When Jonathan Hayes, '18, was 16 years old, he sat glued to the television in his Pennsylvania home as the Republican Party nominated Mitt Romney. Still two years shy of voting age, Hayes saw parallels between his bourgeoning conservative ideals and Romney's, but he looked for something else: someone who looked like him.

As a now 20-year-old Catholic Latino, Hayes hasn't found many reflections of himself in the GOP. But rather than disengage with the party he proudly registered with, Hayes set out to change its image by running to become the youngest member of the Pennsylvania state delegation at this summer's RNC.

"It's difficult to be a Republican at this time," Hayes said. "But my philosophy is that, if I leave, will anything change?"

Hayes' parents were initially skeptical of their son's plan, but only out of concern for his schoolwork. The compromise? Hayes ran his campaign from his room in Gray Court, writing letters to constituents and newspapers, while his mother and neighbors back home collected the 250 signatures he needed to get on the ballot. Hayes called it "the grassroots system 101."

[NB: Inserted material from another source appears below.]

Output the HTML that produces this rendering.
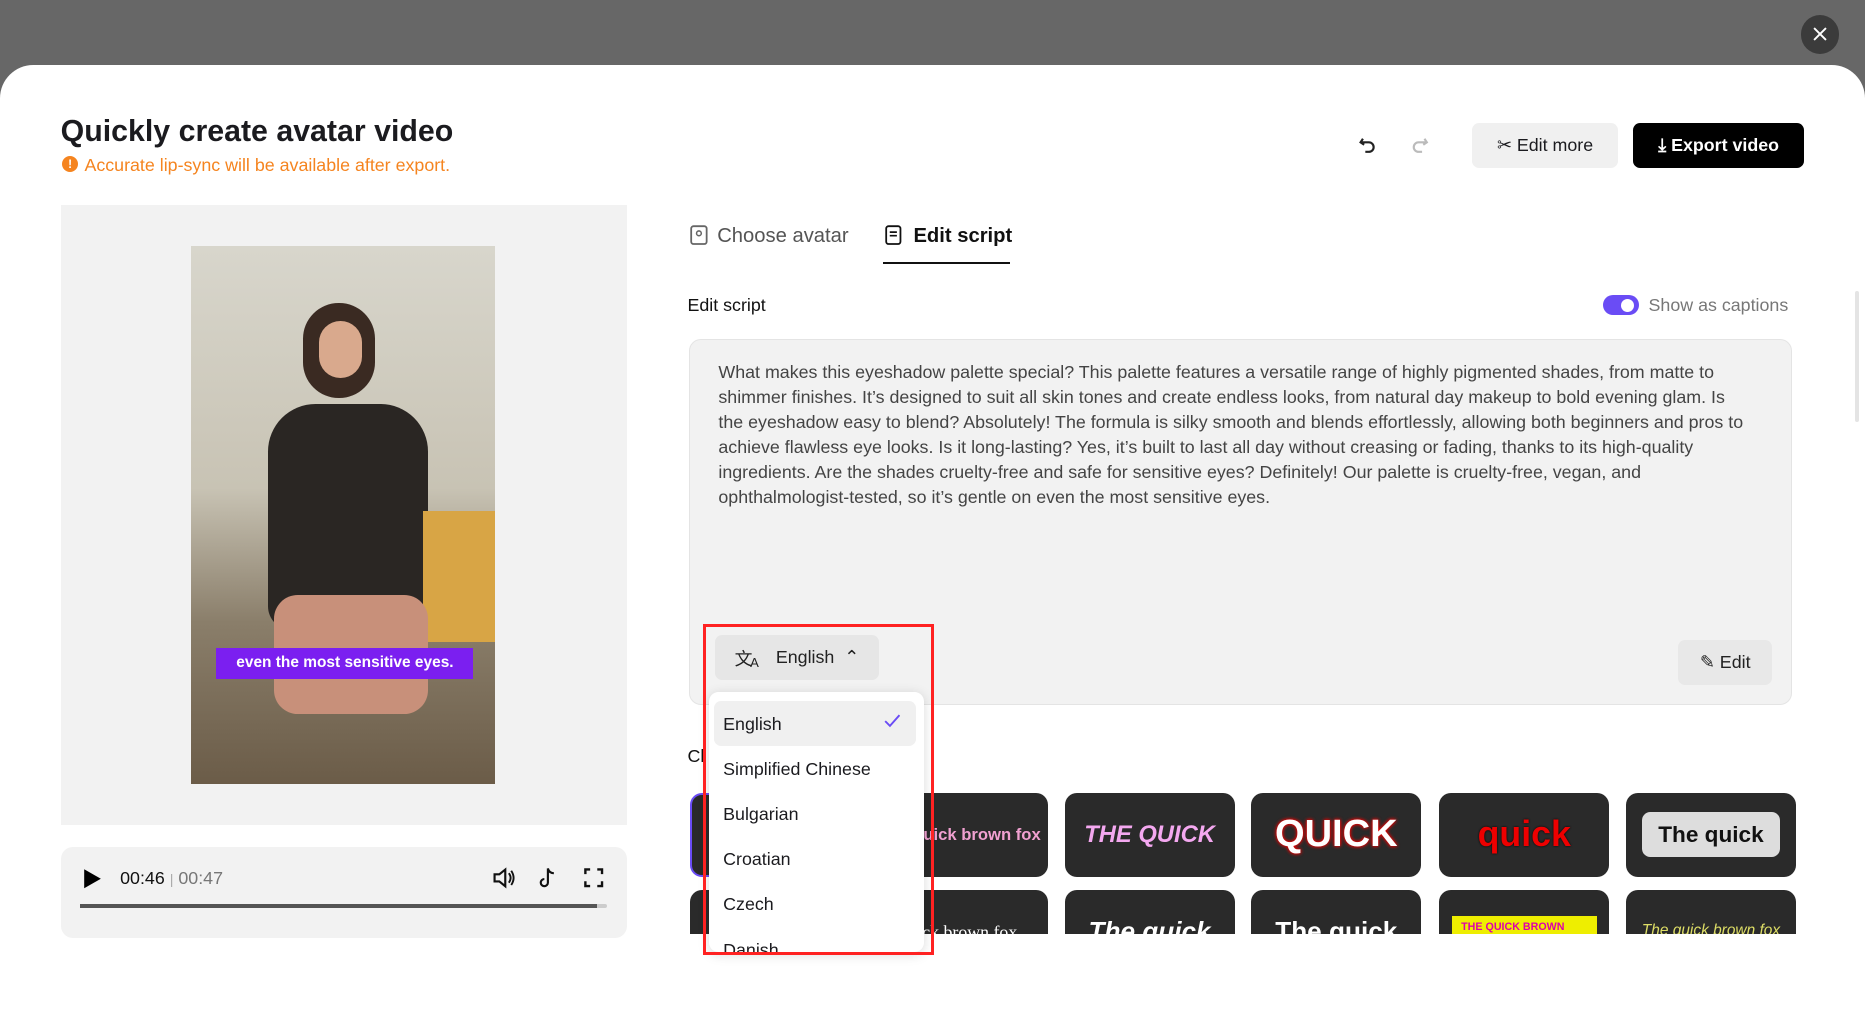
<!DOCTYPE html>
<html><head><meta charset="utf-8">
<style>
html{zoom:1.18941}
*{box-sizing:border-box;margin:0;padding:0}
body{width:1568px;height:815px;overflow:hidden;background:#676767;font-family:"Liberation Sans",sans-serif;position:relative}
.a{position:absolute}
.modal{left:0;top:55px;width:1568px;height:800px;background:#fff;border-radius:28px 28px 0 0}
.close{left:1514px;top:13px;width:32px;height:32px;border-radius:50%;background:#3b3b3b}
.btn{border-radius:6px;font-size:15px;display:flex;align-items:center;justify-content:center;gap:6px;font-weight:bold}
.card{width:143px;height:70px;background:#2a2a2a;border-radius:10px;overflow:hidden;display:flex;align-items:center;justify-content:center;color:#fff;font-weight:bold}
.r2{align-items:flex-start;padding-top:22px}
.it{left:608px;font-size:15px;color:#1b1b1f}
</style></head><body>
<div class="a close"><svg width="32" height="32"><path d="M11 11L21 21M21 11L11 21" stroke="#fff" stroke-width="1.6"/></svg></div>
<div class="a modal"></div>
<div class="a" style="left:51px;top:97px;font-size:25.5px;font-weight:bold;color:#1b1b1f">Quickly create avatar video</div>
<div class="a" style="left:52px;top:131px;width:14px;height:14px;border-radius:50%;background:#f5841f;color:#fff;font-size:10px;font-weight:bold;text-align:center;line-height:14px">!</div>
<div class="a" style="left:71px;top:130px;font-size:15px;color:#f5841f">Accurate lip-sync will be available after export.</div>
<svg class="a" style="left:1141px;top:113px" width="18" height="18"><path d="M5 4L3 7L6 9M3 7H10A4 4 0 0 1 10 15H7" fill="none" stroke="#222" stroke-width="1.8"/></svg>
<svg class="a" style="left:1185px;top:113px" width="18" height="18"><path d="M13 4L15 7L12 9M15 7H8A4 4 0 0 0 8 15H11" fill="none" stroke="#bbb" stroke-width="1.8"/></svg>
<div class="a btn" style="left:1238px;top:103px;width:122px;height:38px;background:#f0f0f0;color:#1b1b1f;font-weight:normal">✂ Edit more</div>
<div class="a btn" style="left:1373px;top:103px;width:144px;height:38px;background:#000;color:#fff">⤓ Export video</div>
<!-- left -->
<div class="a" style="left:51px;top:172px;width:476px;height:522px;background:#f2f2f2"></div>
<div class="a" style="left:161px;top:207px;width:255px;height:452px;background:linear-gradient(180deg,#d8d6cc 0%,#c8c3b4 45%,#8a7e6a 70%,#6b5c48 100%)"></div>
<div class="a" style="left:255px;top:255px;width:60px;height:80px;border-radius:30px;background:#3a2a22"></div>
<div class="a" style="left:268px;top:270px;width:36px;height:48px;border-radius:18px;background:#d9a98d"></div>
<div class="a" style="left:225px;top:340px;width:135px;height:190px;border-radius:40px 40px 20px 20px;background:#2a2623"></div>
<div class="a" style="left:356px;top:430px;width:60px;height:110px;background:#d8a545"></div>
<div class="a" style="left:230px;top:500px;width:130px;height:100px;border-radius:20px;background:#c8907a"></div>
<div class="a" style="left:182px;top:545px;width:216px;height:26px;background:#7b1ff0;color:#fff;font-size:13px;font-weight:bold;text-align:center;line-height:26px">even the most sensitive eyes.</div>
<div class="a" style="left:51px;top:712px;width:476px;height:77px;background:#f2f2f2;border-radius:10px"></div>
<svg class="a" style="left:70px;top:730px" width="16" height="18"><path d="M1 1L15 9L1 17Z" fill="#000"/></svg>
<div class="a" style="left:101px;top:730px;font-size:15px;color:#111">00:46 <span style="color:#aaa;font-size:12px">|</span> <span style="color:#777">00:47</span></div>
<svg class="a" style="left:413px;top:728px" width="22" height="20"><path d="M3 7H7L12 3V17L7 13H3Z" fill="none" stroke="#111" stroke-width="1.8"/><path d="M15 6Q18 10 15 14M17 4Q21 10 17 16" fill="none" stroke="#111" stroke-width="1.6"/></svg>
<svg class="a" style="left:451px;top:728px" width="20" height="20"><path d="M10 2V14A3 3 0 1 1 7 11M10 2Q11 6 15 6" fill="none" stroke="#111" stroke-width="1.8"/></svg>
<svg class="a" style="left:490px;top:729px" width="18" height="18"><path d="M2 6V2H6M12 2H16V6M16 12V16H12M6 16H2V12" fill="none" stroke="#111" stroke-width="2"/></svg>
<div class="a" style="left:67px;top:760px;width:443px;height:3px;background:#ccc;border-radius:2px"><div style="width:435px;height:3px;background:#555"></div></div>
<!-- tabs -->
<svg class="a" style="left:580px;top:189px" width="17" height="18"><rect x="1" y="1" width="13" height="15" rx="2" fill="none" stroke="#666" stroke-width="1.5"/><circle cx="7.5" cy="7" r="2" fill="none" stroke="#666" stroke-width="1.3"/></svg>
<div class="a" style="left:603px;top:189px;font-size:17px;color:#555">Choose avatar</div>
<svg class="a" style="left:744px;top:189px" width="18" height="18"><rect x="1" y="1" width="12" height="15" rx="2" fill="none" stroke="#111" stroke-width="1.5"/><path d="M4 6H10M4 9H10" stroke="#111" stroke-width="1.4"/></svg>
<div class="a" style="left:768px;top:189px;font-size:17px;font-weight:bold;color:#111">Edit script</div>
<div class="a" style="left:742px;top:220px;width:107px;height:2px;background:#111"></div>
<div class="a" style="left:578px;top:248px;font-size:15px;color:#111">Edit script</div>
<div class="a" style="left:1348px;top:248px;width:30px;height:17px;border-radius:9px;background:#6a4cf5"><div style="position:absolute;left:15px;top:3px;width:11px;height:11px;border-radius:50%;background:#fff"></div></div>
<div class="a" style="left:1386px;top:248px;font-size:15px;color:#777">Show as captions</div>
<div class="a" style="left:579px;top:285px;width:928px;height:308px;background:#f2f2f2;border:1px solid #e4e4e4;border-radius:10px"></div>
<div class="a" style="left:604px;top:303px;width:862px;font-size:15px;line-height:21px;color:#444">What makes this eyeshadow palette special? This palette features a versatile range of highly pigmented shades, from matte to shimmer finishes. It’s designed to suit all skin tones and create endless looks, from natural day makeup to bold evening glam. Is the eyeshadow easy to blend? Absolutely! The formula is silky smooth and blends effortlessly, allowing both beginners and pros to achieve flawless eye looks. Is it long-lasting? Yes, it’s built to last all day without creasing or fading, thanks to its high-quality ingredients. Are the shades cruelty-free and safe for sensitive eyes? Definitely! Our palette is cruelty-free, vegan, and ophthalmologist-tested, so it’s gentle on even the most sensitive eyes.</div>
<div class="a btn" style="left:601px;top:534px;width:138px;height:38px;background:#e6e6e6;color:#222;font-weight:normal">文<span style="font-size:11px;margin-left:-8px;margin-top:8px">A</span>&nbsp; English &nbsp;⌃</div>
<div class="a btn" style="left:1411px;top:538px;width:79px;height:38px;background:#e8e8e8;color:#222;font-weight:normal">✎ Edit</div>
<div class="a" style="left:578px;top:627px;font-size:15px;color:#111">Cl</div>
<!-- cards -->
<div class="a card" style="left:580px;top:667px;border:2px solid #6a4cf5"></div>
<div class="a card" style="left:738px;top:667px;justify-content:flex-end;padding-right:6px;color:#f0a0d0;font-size:14px">uick brown fox</div>
<div class="a card" style="left:895px;top:667px;color:#f4a8f0;font-style:italic;font-size:20px">THE QUICK</div>
<div class="a card" style="left:1052px;top:667px;font-size:32px;text-shadow:0 0 3px #e00,0 0 3px #e00">QUICK</div>
<div class="a card" style="left:1210px;top:667px;color:#e00;font-size:30px;text-shadow:0 0 2px #000">quick</div>
<div class="a card" style="left:1367px;top:667px"><div style="background:#ddd;color:#111;border-radius:7px;padding:8px 14px;font-size:19px">The quick</div></div>
<div class="a" style="left:580px;top:748px;width:930px;height:37px;overflow:hidden">
<div class="a card" style="left:0;top:0"></div>
<div class="a card r2" style="left:158px;top:0;font-family:'Liberation Serif';font-weight:normal;font-size:15px;padding-top:27px">uick brown fox</div>
<div class="a card r2" style="left:315px;top:0;font-size:22px;font-style:italic">The quick</div>
<div class="a card r2" style="left:472px;top:0;font-size:22px">The quick</div>
<div class="a card r2" style="left:630px;top:0"><div style="background:#ee0;color:#d0a;font-size:9px;padding:4px 8px;width:122px">THE QUICK BROWN FOX</div></div>
<div class="a card r2" style="left:787px;top:0;color:#dd6;font-style:italic;font-weight:normal;font-size:13px;padding-top:27px">The quick brown fox</div>
</div>
<!-- dropdown -->
<div class="a" style="left:596px;top:582px;width:181px;height:218px;background:#fff;border-radius:8px;box-shadow:0 2px 10px rgba(0,0,0,.15);overflow:hidden">
<div class="a" style="left:4px;top:7px;width:170px;height:38px;background:#f0f0f0;border-radius:6px"></div>
<svg class="a" style="left:147px;top:18px" width="14" height="12"><path d="M1 6L5 10L13 1" fill="none" stroke="#6a4cf5" stroke-width="1.6"/></svg>
</div>
<div class="a it" style="top:600px">English</div>
<div class="a it" style="top:638px">Simplified Chinese</div>
<div class="a it" style="top:676px">Bulgarian</div>
<div class="a it" style="top:714px">Croatian</div>
<div class="a it" style="top:752px">Czech</div>
<div class="a" style="left:596px;top:785px;width:181px;height:15px;overflow:hidden"><div class="a" style="left:12px;top:5px;font-size:15px;color:#1b1b1f">Danish</div></div>
<div class="a" style="left:591px;top:525px;width:194px;height:278px;border:3px solid #f22"></div>
<div class="a" style="left:1560px;top:245px;width:3px;height:110px;background:#e4e4e4;border-radius:2px"></div>
</body></html>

Neither Hayes nor his parents expected a win. They saw the campaigning process as a learning opportunity and a chance to get Hayes' name out into the community. Though he lost the delegate race, Hayes snagged the alternate position, which meant he packed his bags for Cleveland and the Republican National Convention in July.

Hayes' goal at every step in the process was to "show people it's possible" for a first-generation, Latino college student to have a place in the GOP. He also sported a rainbow flag lapel pin — a symbol of gay rights — and gave a standing ovation after Peter Thiel, an openly gay conservative, spoke. Hayes said he felt like a unicorn when journalists, including Stephen Colbert, flocked to him.

But feeling like a unicorn was better than feeling like a token, which Hayes said he experienced within the Pennsylvania state delegation. After Hayes prepared a prayer to present to his fellow delegates, a staffer told him someone else would lead the breakfast prayer — someone else who, as Hayes interpreted it, had made substantial donations to the party.

"It perplexes me beyond belief how some state parties want to champion — and this is on both sides of the aisle — champion certain demographics but at the last minute change their mind," Hayes said. "I'm the future of the party."

Hayes channels his frustration into his political work. A summer intern in the House of Representatives and a senator for the Richmond College Student Government Association, Hayes harnesses his grievances to change systems from within. The trick, he said, is open mindedness.

"You have two ears and one mouth," Hayes said. "Use them in that order."